Lawrence Cosentino

In time for the winter solstice, a golden sun might rise soon on the traffic roundabout a block east of the state Capitol.

A 12-foot-tall figure by Lansing metal sculptor Bob Welton in his studio, called Iron on the Move, that was created for Scrapfest is being considered for temporary installation at the highly visible traffic hub.

“Sundance” is a stainless steel figure with a sun for a head. The sun, made of yellow brass brazed onto a steel ring, rotates freely within the ring as the wind blows. All of the metal is repurposed.

Lansing Mayor Andy Schor and his family saw it at Old Town’s Scrapfest 11 in July, where it was entered in the Large Sculpture category.

“We thought it was really cool, and we’re trying to figure out what to do in that space, as the holiday season comes,” Schor said.

In recent years, the roundabout has turned into a Bermuda Triangle for public art, swallowing up four proposed pieces and one physical one.

Each holiday season since 2009, not long after the intersection was turned into a roundabout, a set of four large red ornaments — often called “Virg’s red balls,” in honor of former Lansing Mayor Virg Bernero — were erected there. In December of last year, a hit-and-run driver crashed into one of the balls, cracking the easternmost ball open like a giant egg.

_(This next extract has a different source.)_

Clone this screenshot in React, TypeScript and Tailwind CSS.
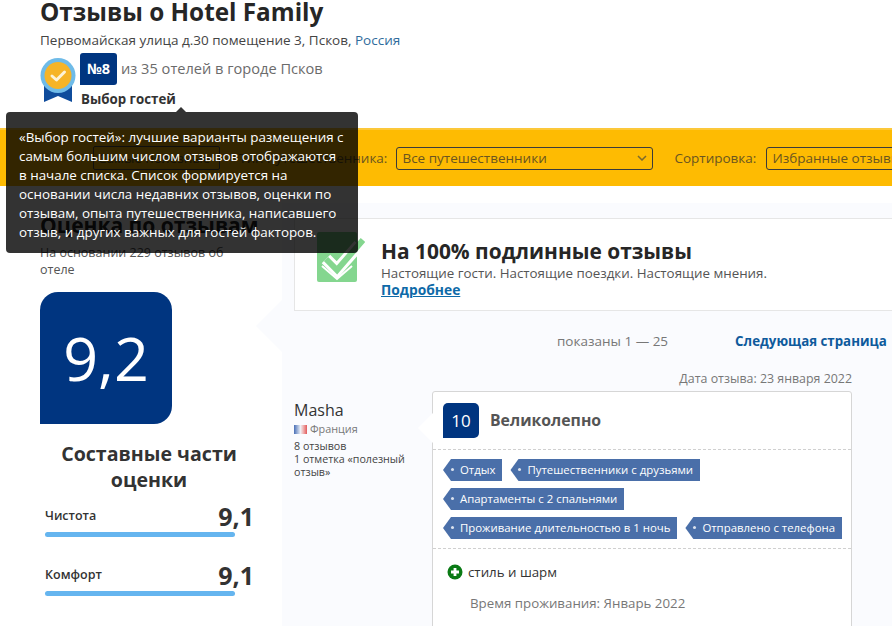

Meanwhile, a drive to put a permanent, major piece of public sculpture in the roundabout, spearheaded by a $100,000 contribution from the Capitol Region Community Foundation, foundered in 2018 when four proposed designs drew widespread criticism. That project is on hold until more money can be raised to draw a higher-quality art.

“What I’d like is something permanent in that space, but we’re not there yet,” Schor said. He said the Mayor’s Arts and Culture Commission is looking into the best way to pick a permanent installation, and he wants a public art committee to be involved.

“We’re just trying to figure out what to put there in the meantime rather than have a blank space,” Schor said.

Welton is delighted at the prospect of “Sundance” doing a star turn so close to the Capitol, even temporarily.

“You’re always happy when something is sold and placed, but when it goes in a public place, it just really makes you happy,” he said.

Welton doesn’t lack for ideas. He has entered his work in all 11 Scrapfests. But this year’s sculpture was a late bloomer.

“Usually, every time I walk into that scrapyard, I have two or three ideas,” he said. “This time, I was kind of spinning my wheels.”

But it was sunny day. He looked down at the scrap he gathered that day and back up at the sun.

“I thought, ‘I know exactly what I’m going to do. I’m going to build the sun.’ Everybody likes sunshine. It makes people feel happy.”

It took him about 32 hours to put it together.

In early September, Welton took his creation to the roundabout and set it up for Schor and others to see how it looked.

“If you look down Michigan Avenue, with the Capitol in the background, it was mind-blowing,” Welton said. “It really accented the view. I hope they go through with it. I’m keeping my fingers crossed.”

Schor said the piece costs about $6,000.

“I have to figure out where the money is going to come from, whether I’m going to buy it myself or what,” he said. “Nothing is really finalized.”